I take part in a weekly “Celtic Liturgy” in which a pilgrimage of voices travels through both our shared confession (”we have chosen to hide, and to protect ourselves at the expense of others”) as well a reminder that “the goodness of God is planted more deeply than all that is wrong.” We share the vulnerability of our intercessions and experience the inclusive table where all are welcome. I like to think, to hope, that this weekly journey makes our self-acceptance more natural and more communal as we weave this into our lives. We are collectively accepting our whole selves.
“The curious paradox is that when I accept myself just as I am, then I can change.” Carl Rogers
“Today, as I close in on eighty, I know there are no shortcuts to wholeness. The only way to become whole is to put our arms lovingly around everything we know ourselves to be: self-serving and generous, spiteful and compassionate, cowardly and courageous, treacherous and trustworthy. We must be able to say to ourselves and to the world at large, “I am all of the above.” If we can’t embrace the whole of who we are—embrace it with transformative love—we’ll imprison the creative energies hidden in our own shadows and be unable to engage creatively with the world’s complex mix of shadow and light.” Parker Palmer
[This is part of a series of posts exploring a contemplative pathway to healing/maturing that I call “a compassionate consent to reality.” For an introduction to the project, you may want to see this post here, or perhaps better, a summary here.
I’m so grateful for your interest and for any comments that you may have!]
This course is at the heart of the MA in Peace & Justice offered by the Jim Forest Institute at St. Stephen’s University.
“Comparisons are odious” after all, or “odorous” as Shakespeare would say.
No doubt why most of us see ourselves as being among the top ten percent of drivers or among the most intelligent people – statistically dubious.
Likely a good topic for a future post.
Another future post or two.
And another future post, this time maybe even the next one.
A friend read this and gave me credit for “coining the term” making me realize that Bruce Cockburn must have coined it years ago in this song on a favourite album of mine. I’d always assumed that the term had more history, but it looks relatively fresh and original to Cockburn as far as I can tell.

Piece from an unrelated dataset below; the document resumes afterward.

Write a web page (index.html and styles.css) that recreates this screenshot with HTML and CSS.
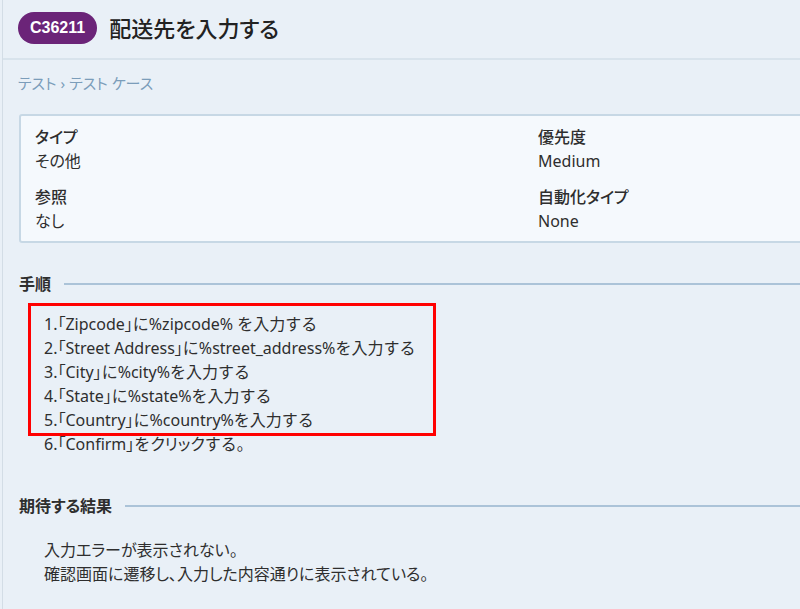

And let me make it clear that, to my shame, I also did not see this for far too long.
Thanks for this, Walter. I knew when I read the title that this is one I would need to read. I feel the need to “confess” what it is I need to radically accept simply as a way of marking this moment of realization. I am hoping to love and radically accept myself as a person who strives to be perfect and to be seen as perfect, someone who believes I am good and wants to be seen as good, someone who believes I KNOW what is right and wants to always be right and be seen as right. And in all that, I am self-righteous and probably very annoying. I want to embrace that part of myself (and hopefully learn and grow—maybe be ok with not always being perfect and good and right or at least not being seen as such for the desire to be SEEN as those things sometimes circumvents actually being good). Trying to learn how to love that part of myself. Thanks for your words.